• _Source material_
§

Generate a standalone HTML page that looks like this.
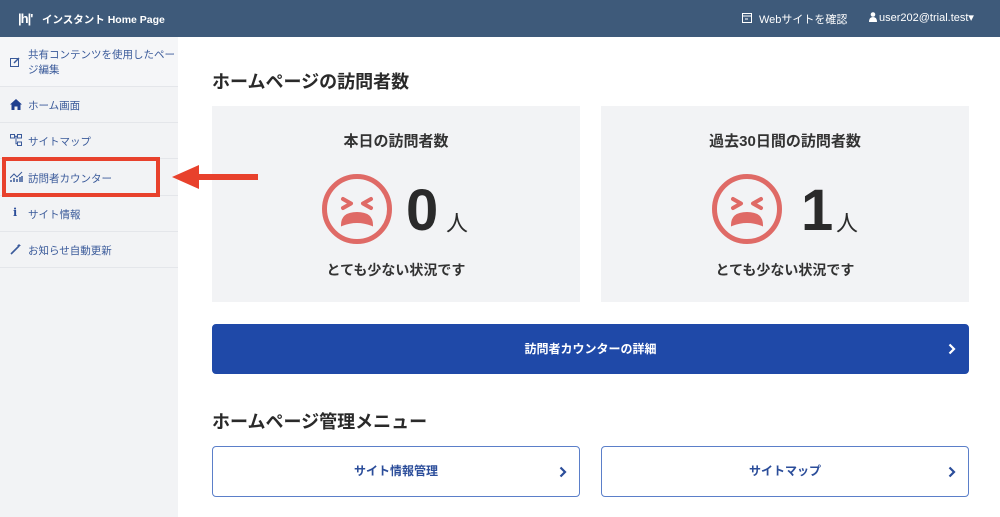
<!DOCTYPE html>
<html><head><meta charset="utf-8"><style>
*{margin:0;padding:0;box-sizing:border-box}
body{width:1000px;height:517px;overflow:hidden;background:#fff;font-family:"Liberation Sans","Noto Sans CJK JP",sans-serif;position:relative;color:#333}
.hdr{position:absolute;left:0;top:0;width:1000px;height:37px;background:#3e5a7a;color:#fff}
.side{position:absolute;left:0;top:37px;width:178px;height:480px;background:#f2f3f5}
.it{position:absolute;left:0;width:178px;border-bottom:1px solid #e4e6ea;font-size:10.5px;color:#3a5a9a;}
.it span{position:absolute;left:28px}
.ic{position:absolute;left:10px}
.abs{position:absolute}
.card{position:absolute;top:106px;width:368px;height:196px;background:#f2f3f5}
.card .t{position:absolute;width:100%;text-align:center;font-size:15px;font-weight:bold;top:24px}
.card .b{position:absolute;top:154px;width:100%;text-align:center;font-size:14px;font-weight:bold}
.num{position:absolute;top:70px;font-size:58px;font-weight:bold;color:#2a2a2a;line-height:70px}
.nin{position:absolute;top:100px;font-size:22px;color:#2a2a2a}
.h2{position:absolute;left:212px;font-size:18px;font-weight:bold;color:#2a2a2a}
.btn{position:absolute;border:1px solid #2b4d9a;border-radius:4px;color:#2b4d9a;font-size:12px;font-weight:bold;text-align:center}
.chev{position:absolute;right:12px;top:50%;margin-top:-6px}
</style></head><body>
<div class="hdr">
 <div class="abs" style="left:18px;top:11px;font-size:13px;font-weight:bold;letter-spacing:-1px">|h|'</div>
 <div class="abs" style="left:42px;top:12px;font-size:10.5px;font-weight:bold">インスタント Home Page</div>
 <svg class="abs" style="left:742px;top:13px" width="10" height="10"><rect x="0.5" y="0.5" width="9" height="9" fill="none" stroke="#fff"/><line x1="0" y1="3" x2="10" y2="3" stroke="#fff"/><line x1="3" y1="6" x2="6" y2="6" stroke="#fff"/></svg>
 <div class="abs" style="left:759px;top:11px;font-size:11px">Webサイトを確認</div>
 <svg class="abs" style="left:869px;top:12px" width="8" height="10"><circle cx="4" cy="2.5" r="2.3" fill="#fff"/><path d="M0 10 Q0 5 4 5 Q8 5 8 10Z" fill="#fff"/></svg>
 <div class="abs" style="left:879px;top:11px;font-size:11px">user202@trial.test▾</div>
</div>
<div class="side">
 <div class="it" style="top:0;height:50px;background:#f5f6f8"><svg class="ic" style="top:20px" width="10" height="10"><rect x="0.5" y="1.5" width="8" height="8" fill="none" stroke="#3a5a9a"/><path d="M4 6 L9 1" stroke="#3a5a9a" stroke-width="1.5"/></svg><span style="top:11px;line-height:15px;width:148px">共有コンテンツを使用したペー<br>ジ編集</span></div>
 <div class="it" style="top:50px;height:36px"><svg class="ic" style="top:12px" width="12" height="11"><path d="M6 0 L12 5.5 H10.5 V11 H7.5 V7.5 H4.5 V11 H1.5 V5.5 H0Z" fill="#1f3f8f"/></svg><span style="top:11px">ホーム画面</span></div>
 <div class="it" style="top:86px;height:36px"><svg class="ic" style="top:11px" width="12" height="12" fill="none" stroke="#3a5a9a"><rect x="0.5" y="0.5" width="4" height="3.5"/><rect x="7.5" y="0.5" width="4" height="3.5"/><rect x="7.5" y="8" width="4" height="3.5"/><path d="M4.5 2.2H7.5M6 2.2V9.7H7.5"/></svg><span style="top:11px">サイトマップ</span></div>
 <div class="it" style="top:122px;height:37px"><svg class="ic" style="top:12px" width="13" height="11" stroke="#3a5a9a"><path d="M0 7 L4 3 L7 6 L12 1" fill="none"/><path d="M1 11V9M4 11V7M7 11V8M10 11V6M12 11V5" stroke-width="1.5"/></svg><span style="top:12px">訪問者カウンター</span></div>
 <div class="it" style="top:159px;height:36px"><div class="ic" style="top:10px;left:13px;font-size:11px;font-weight:bold;font-family:'DejaVu Serif',serif;color:#2b4d9a">i</div><span style="top:11px">サイト情報</span></div>
 <div class="it" style="top:195px;height:36px"><svg class="ic" style="top:12px" width="11" height="11"><path d="M1 10 L9 2" stroke="#3a5a9a" stroke-width="1.6"/><path d="M9 0V3M7.5 1.5H10.5" stroke="#3a5a9a"/></svg><span style="top:11px">お知らせ自動更新</span></div>
</div>

<div class="h2" style="top:68px">ホームページの訪問者数</div>
<div class="card" style="left:212px"><div class="t">本日の訪問者数</div>
 <svg class="abs" style="left:109px;top:67px" width="72" height="72" fill="none" stroke="#df6a66" stroke-width="5"><circle cx="36" cy="36" r="32.5"/><path d="M22 26 L30 30.5 L22 35M50 26 L42 30.5 L50 35" stroke-width="4" stroke-linecap="round" stroke-linejoin="round"/><path d="M21 52 Q21 40 36 40 Q51 40 51 52 Q36 46 21 52Z" fill="#df6a66" stroke-width="2"/></svg>
 <div class="num" style="left:194px">0</div><div class="nin" style="left:234px">人</div>
 <div class="b">とても少ない状況です</div></div>
<div class="card" style="left:601px"><div class="t">過去30日間の訪問者数</div>
 <svg class="abs" style="left:110px;top:67px" width="72" height="72" fill="none" stroke="#df6a66" stroke-width="5"><circle cx="36" cy="36" r="32.5"/><path d="M22 26 L30 30.5 L22 35M50 26 L42 30.5 L50 35" stroke-width="4" stroke-linecap="round" stroke-linejoin="round"/><path d="M21 52 Q21 40 36 40 Q51 40 51 52 Q36 46 21 52Z" fill="#df6a66" stroke-width="2"/></svg>
 <div class="num" style="left:200px">1</div><div class="nin" style="left:235px">人</div>
 <div class="b">とても少ない状況です</div></div>

<div class="abs" style="left:2px;top:157px;width:158px;height:40px;border:4px solid #e8412c;z-index:5"></div>
<svg class="abs" style="left:172px;top:163px;z-index:5" width="86" height="28"><path d="M0 14 L27 2 V11 H86 V17 H27 V26Z" fill="#e8412c"/></svg>

<div class="btn" style="left:212px;top:324px;width:757px;height:50px;background:#1f49a8;border-color:#1f49a8;color:#fff;line-height:48px">訪問者カウンターの詳細<svg class="chev" width="8" height="12"><path d="M1.5 1.5 L6 6 L1.5 10.5" fill="none" stroke="#fff" stroke-width="2.2"/></svg></div>
<div class="h2" style="top:408px">ホームページ管理メニュー</div>
<div class="btn" style="left:212px;top:446px;width:368px;height:51px;line-height:49px;border-color:#5b7fc9">サイト情報管理<svg class="chev" width="8" height="12"><path d="M1.5 1.5 L6 6 L1.5 10.5" fill="none" stroke="#2b4d9a" stroke-width="2.2"/></svg></div>
<div class="btn" style="left:601px;top:446px;width:368px;height:51px;line-height:49px;border-color:#5b7fc9">サイトマップ<svg class="chev" width="8" height="12"><path d="M1.5 1.5 L6 6 L1.5 10.5" fill="none" stroke="#2b4d9a" stroke-width="2.2"/></svg></div>
</body></html>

§

• _Problem statement_
Without the pictures, output the full listing exactly as it stands.

• _Result of this task_
Generate a standalone HTML page that looks like this.
<!DOCTYPE html>
<html><head><meta charset="utf-8"><style>
*{margin:0;padding:0;box-sizing:border-box}
body{width:1000px;height:517px;overflow:hidden;background:#fff;font-family:"Liberation Sans","Noto Sans CJK JP",sans-serif;position:relative;color:#333}
.hdr{position:absolute;left:0;top:0;width:1000px;height:37px;background:#3e5a7a;color:#fff}
.side{position:absolute;left:0;top:37px;width:178px;height:480px;background:#f2f3f5}
.it{position:absolute;left:0;width:178px;border-bottom:1px solid #e4e6ea;font-size:10.5px;color:#3a5a9a;}
.it span{position:absolute;left:28px}
.ic{position:absolute;left:10px}
.abs{position:absolute}
.card{position:absolute;top:106px;width:368px;height:196px;background:#f2f3f5}
.card .t{position:absolute;width:100%;text-align:center;font-size:15px;font-weight:bold;top:24px}
.card .b{position:absolute;top:154px;width:100%;text-align:center;font-size:14px;font-weight:bold}
.num{position:absolute;top:70px;font-size:58px;font-weight:bold;color:#2a2a2a;line-height:70px}
.nin{position:absolute;top:100px;font-size:22px;color:#2a2a2a}
.h2{position:absolute;left:212px;font-size:18px;font-weight:bold;color:#2a2a2a}
.btn{position:absolute;border:1px solid #2b4d9a;border-radius:4px;color:#2b4d9a;font-size:12px;font-weight:bold;text-align:center}
.chev{position:absolute;right:12px;top:50%;margin-top:-6px}
</style></head><body>
<div class="hdr">
 <div class="abs" style="left:18px;top:11px;font-size:13px;font-weight:bold;letter-spacing:-1px">|h|'</div>
 <div class="abs" style="left:42px;top:12px;font-size:10.5px;font-weight:bold">インスタント Home Page</div>
 <svg class="abs" style="left:742px;top:13px" width="10" height="10"><rect x="0.5" y="0.5" width="9" height="9" fill="none" stroke="#fff"/><line x1="0" y1="3" x2="10" y2="3" stroke="#fff"/><line x1="3" y1="6" x2="6" y2="6" stroke="#fff"/></svg>
 <div class="abs" style="left:759px;top:11px;font-size:11px">Webサイトを確認</div>
 <svg class="abs" style="left:869px;top:12px" width="8" height="10"><circle cx="4" cy="2.5" r="2.3" fill="#fff"/><path d="M0 10 Q0 5 4 5 Q8 5 8 10Z" fill="#fff"/></svg>
 <div class="abs" style="left:879px;top:11px;font-size:11px">user202@trial.test▾</div>
</div>
<div class="side">
 <div class="it" style="top:0;height:50px;background:#f5f6f8"><svg class="ic" style="top:20px" width="10" height="10"><rect x="0.5" y="1.5" width="8" height="8" fill="none" stroke="#3a5a9a"/><path d="M4 6 L9 1" stroke="#3a5a9a" stroke-width="1.5"/></svg><span style="top:11px;line-height:15px;width:148px">共有コンテンツを使用したペー<br>ジ編集</span></div>
 <div class="it" style="top:50px;height:36px"><svg class="ic" style="top:12px" width="12" height="11"><path d="M6 0 L12 5.5 H10.5 V11 H7.5 V7.5 H4.5 V11 H1.5 V5.5 H0Z" fill="#1f3f8f"/></svg><span style="top:11px">ホーム画面</span></div>
 <div class="it" style="top:86px;height:36px"><svg class="ic" style="top:11px" width="12" height="12" fill="none" stroke="#3a5a9a"><rect x="0.5" y="0.5" width="4" height="3.5"/><rect x="7.5" y="0.5" width="4" height="3.5"/><rect x="7.5" y="8" width="4" height="3.5"/><path d="M4.5 2.2H7.5M6 2.2V9.7H7.5"/></svg><span style="top:11px">サイトマップ</span></div>
 <div class="it" style="top:122px;height:37px"><svg class="ic" style="top:12px" width="13" height="11" stroke="#3a5a9a"><path d="M0 7 L4 3 L7 6 L12 1" fill="none"/><path d="M1 11V9M4 11V7M7 11V8M10 11V6M12 11V5" stroke-width="1.5"/></svg><span style="top:12px">訪問者カウンター</span></div>
 <div class="it" style="top:159px;height:36px"><div class="ic" style="top:10px;left:13px;font-size:11px;font-weight:bold;font-family:'DejaVu Serif',serif;color:#2b4d9a">i</div><span style="top:11px">サイト情報</span></div>
 <div class="it" style="top:195px;height:36px"><svg class="ic" style="top:12px" width="11" height="11"><path d="M1 10 L9 2" stroke="#3a5a9a" stroke-width="1.6"/><path d="M9 0V3M7.5 1.5H10.5" stroke="#3a5a9a"/></svg><span style="top:11px">お知らせ自動更新</span></div>
</div>

<div class="h2" style="top:68px">ホームページの訪問者数</div>
<div class="card" style="left:212px"><div class="t">本日の訪問者数</div>
 <svg class="abs" style="left:109px;top:67px" width="72" height="72" fill="none" stroke="#df6a66" stroke-width="5"><circle cx="36" cy="36" r="32.5"/><path d="M22 26 L30 30.5 L22 35M50 26 L42 30.5 L50 35" stroke-width="4" stroke-linecap="round" stroke-linejoin="round"/><path d="M21 52 Q21 40 36 40 Q51 40 51 52 Q36 46 21 52Z" fill="#df6a66" stroke-width="2"/></svg>
 <div class="num" style="left:194px">0</div><div class="nin" style="left:234px">人</div>
 <div class="b">とても少ない状況です</div></div>
<div class="card" style="left:601px"><div class="t">過去30日間の訪問者数</div>
 <svg class="abs" style="left:110px;top:67px" width="72" height="72" fill="none" stroke="#df6a66" stroke-width="5"><circle cx="36" cy="36" r="32.5"/><path d="M22 26 L30 30.5 L22 35M50 26 L42 30.5 L50 35" stroke-width="4" stroke-linecap="round" stroke-linejoin="round"/><path d="M21 52 Q21 40 36 40 Q51 40 51 52 Q36 46 21 52Z" fill="#df6a66" stroke-width="2"/></svg>
 <div class="num" style="left:200px">1</div><div class="nin" style="left:235px">人</div>
 <div class="b">とても少ない状況です</div></div>

<div class="abs" style="left:2px;top:157px;width:158px;height:40px;border:4px solid #e8412c;z-index:5"></div>
<svg class="abs" style="left:172px;top:163px;z-index:5" width="86" height="28"><path d="M0 14 L27 2 V11 H86 V17 H27 V26Z" fill="#e8412c"/></svg>

<div class="btn" style="left:212px;top:324px;width:757px;height:50px;background:#1f49a8;border-color:#1f49a8;color:#fff;line-height:48px">訪問者カウンターの詳細<svg class="chev" width="8" height="12"><path d="M1.5 1.5 L6 6 L1.5 10.5" fill="none" stroke="#fff" stroke-width="2.2"/></svg></div>
<div class="h2" style="top:408px">ホームページ管理メニュー</div>
<div class="btn" style="left:212px;top:446px;width:368px;height:51px;line-height:49px;border-color:#5b7fc9">サイト情報管理<svg class="chev" width="8" height="12"><path d="M1.5 1.5 L6 6 L1.5 10.5" fill="none" stroke="#2b4d9a" stroke-width="2.2"/></svg></div>
<div class="btn" style="left:601px;top:446px;width:368px;height:51px;line-height:49px;border-color:#5b7fc9">サイトマップ<svg class="chev" width="8" height="12"><path d="M1.5 1.5 L6 6 L1.5 10.5" fill="none" stroke="#2b4d9a" stroke-width="2.2"/></svg></div>
</body></html>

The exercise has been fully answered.